De bij 4.3 genoemde feiten en omstandigheden duiden op een mate van verbondenheid en verantwoordelijkheid voor elkaar die verder gaat dan wat in een zakelijke relatie gebruikelijk is. Dit betekent dat tussen appellant en X sprake is van een gezamenlijke huishouding als bedoeld in artikel 3, derde lid, van de PW. Dit betekent tevens dat appellant geen zelfstandig subject van bijstand is en dat het college geen huisbezoek nodig had om dit vast te stellen.
4.5.
Uit wat bij 4.4 is overwogen volgt dat de aanvraag terecht is afgewezen maar dat aan het bestreden besluit een motiveringsgebrek kleeft. De Raad ziet aanleiding dit motiveringsgebrek met toepassing van artikel 6:22 van de Awb te passeren omdat aannemelijk is dat belanghebbenden daardoor niet zijn benadeeld.
4.6.
Uit wat bij 4.5 is overwogen volgt dat de aangevallen uitspraak, met verbetering van gronden, zal worden bevestigd.
4.7.
Uit wat bij 4.5 is overwogen volgt tevens dat het verzoek om veroordeling tot vergoeding van schade in de vorm van wettelijke rente zal worden afgewezen.

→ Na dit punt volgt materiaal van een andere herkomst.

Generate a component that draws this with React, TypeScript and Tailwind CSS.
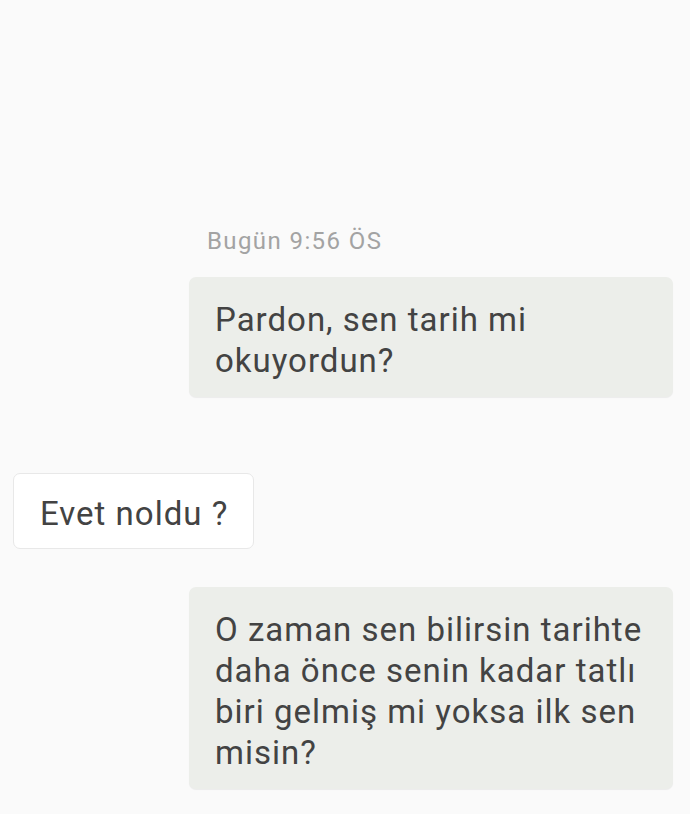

5. Gelet op 4.5 bestaat aanleiding het college te veroordelen voor de proceskosten in hoger beroep. Deze worden begroot op € 1.122,-.

BESLISSING

De Centrale Raad van Beroep
- bevestigt de aangevallen uitspraak;
- veroordeelt het college in de proceskosten van appellant tot een bedrag van € 1.122,-;
- bepaalt dat het college aan appellant het in hoger beroep betaalde griffierecht van € 131,- vergoedt;
- wijst het verzoek om veroordeling tot vergoeding van schade af.
Deze uitspraak is gedaan door E.C.R. Schut, in tegenwoordigheid van M. Zwart als griffier. De beslissing is uitgesproken in het openbaar op 20 juli 2021.